Blizzard launched a big update for Overwatch this week, a key component of which is a huge wave of cosmetic items that are only available for a limited time. Unlike existing items, these can't be purchased with credits -- they can only be unlocked by opening special loot boxes that will be around for three weeks. That makes it unlikely that most people will obtain them all, and that's by design.
"This is the first event that we're trying, and if it's really cool and successful and you guys like it, we'll probably have this event run again next summer as well," director Jeff Kaplan said in a new developer update discussing the Summer Games update. "Maybe it'll have some new content in it as well. This is the type of thing we want to do where sometimes we explore very hard-core, competitive parts of the game, like you saw us do that in the June update when we added Competitive Play."
He described Summer Games as "targeted towards more the light side of Overwatch," hence the focus on cosmetic items and the Rocket League-esque Lucioball mode. But despite those intentions, some players are upset with the way Summer Games items are unlocked. Opening a Summer Games loot box guarantees you at least one of the new items, but that's your only option for securing them. That means you could have to open more than 100 boxes in all, which would require a lot of playtime or a lot of money--at their cheapest, loot boxes cost $40 for a pack of 50 (80 cents each).
According to Blizzard, this design is less about forcing people to spend money and more about the items themselves.
"We want these items to feel extra special and very rare," Kaplan said. "So we don't want everyone running around all the time in every single Summer Games item. And we actually don't expect that all players will get all Summer Games items.
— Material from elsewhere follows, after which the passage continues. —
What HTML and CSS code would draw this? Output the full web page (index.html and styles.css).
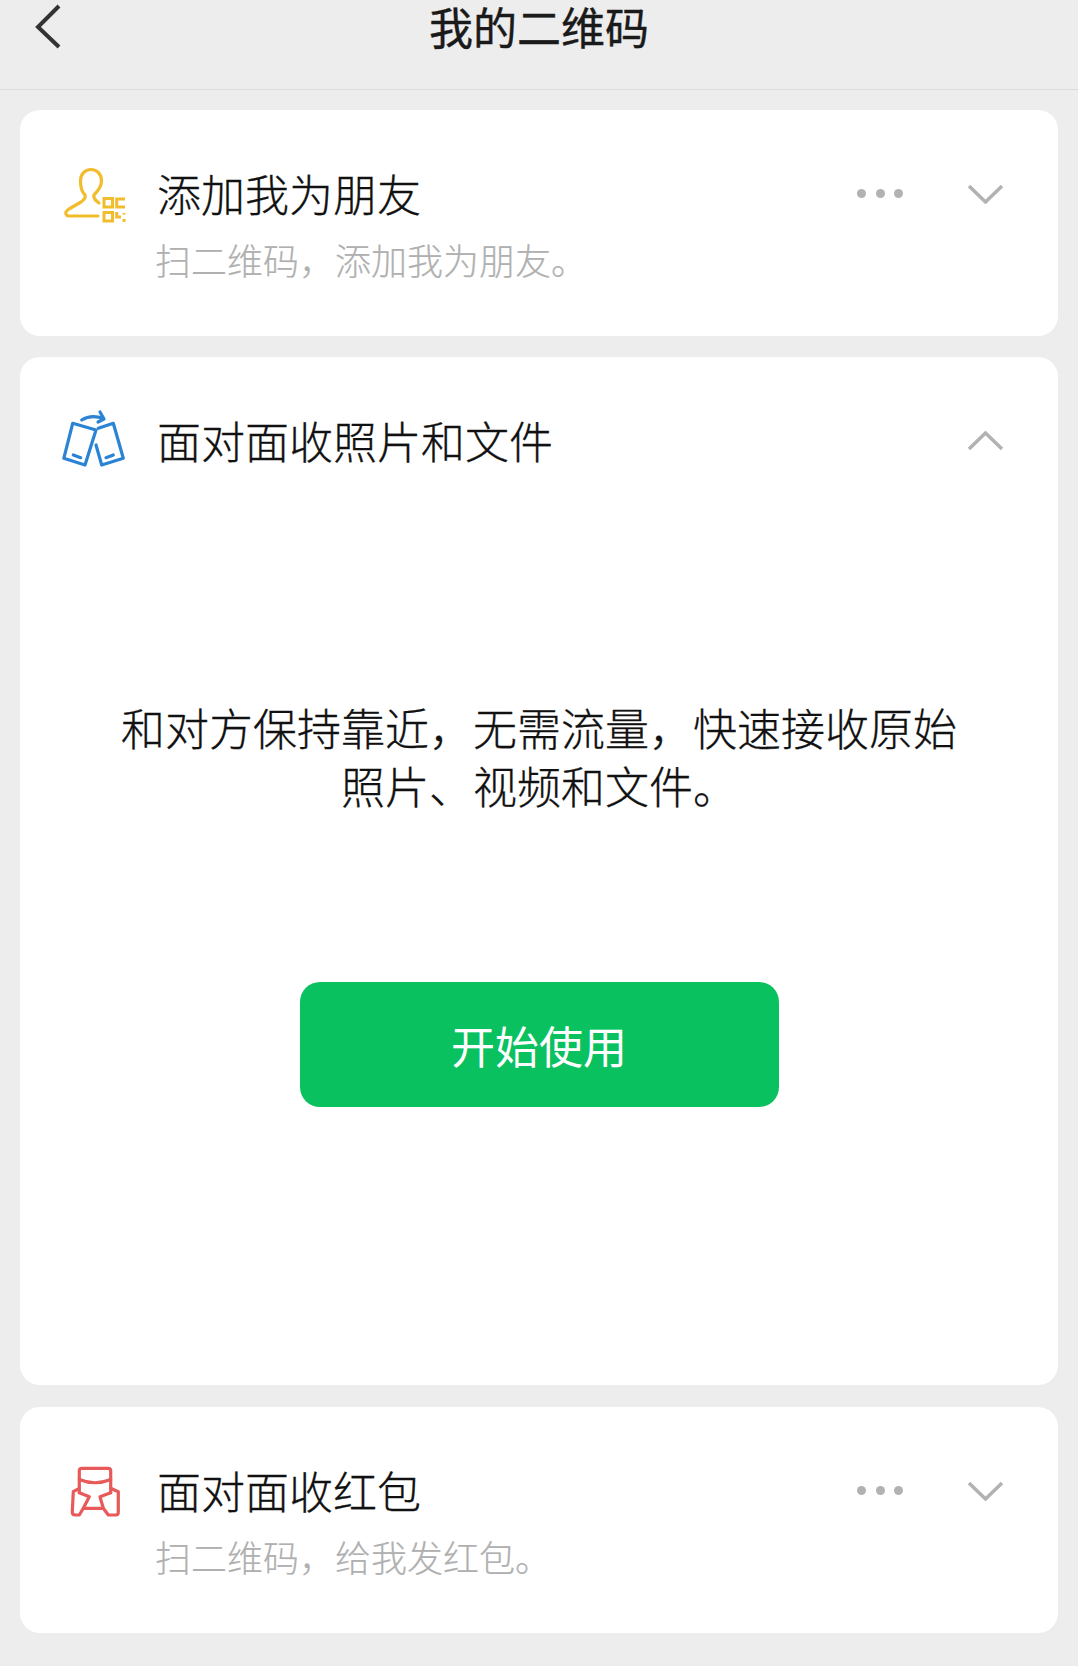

We want this to be a thing where, six months from now when the Summer Games are long past, you look back on somebody using that cool Summer Games Zarya skin and go, 'Oh, man, I can't wait until next year when Summer Games happens. Maybe I'll be lucky enough to get that skin."'
This is in contrast to the standard loot box items, all of which you can get your hands on eventually.
"We wanted the seasonal loot boxes to feel more rare and special and the items within them to feel more rare and special," he continued. "So for that reason, they'll only be available for those few weeks and you won't be able to buy those items with credits, either. Hopefully that will make them feel extra cool when you have one, and hopefully you won't feel too bad about it if you don't get one because you know the event might happen again next year and then you'll have another chance."
Kaplan later noted that Blizzard is receptive to feedback, describing all of this as a "big experiment." The studio wants to know if people like the ideas, if it ran for the proper amount of time (this one goes for three weeks, ending on August 22), and so on.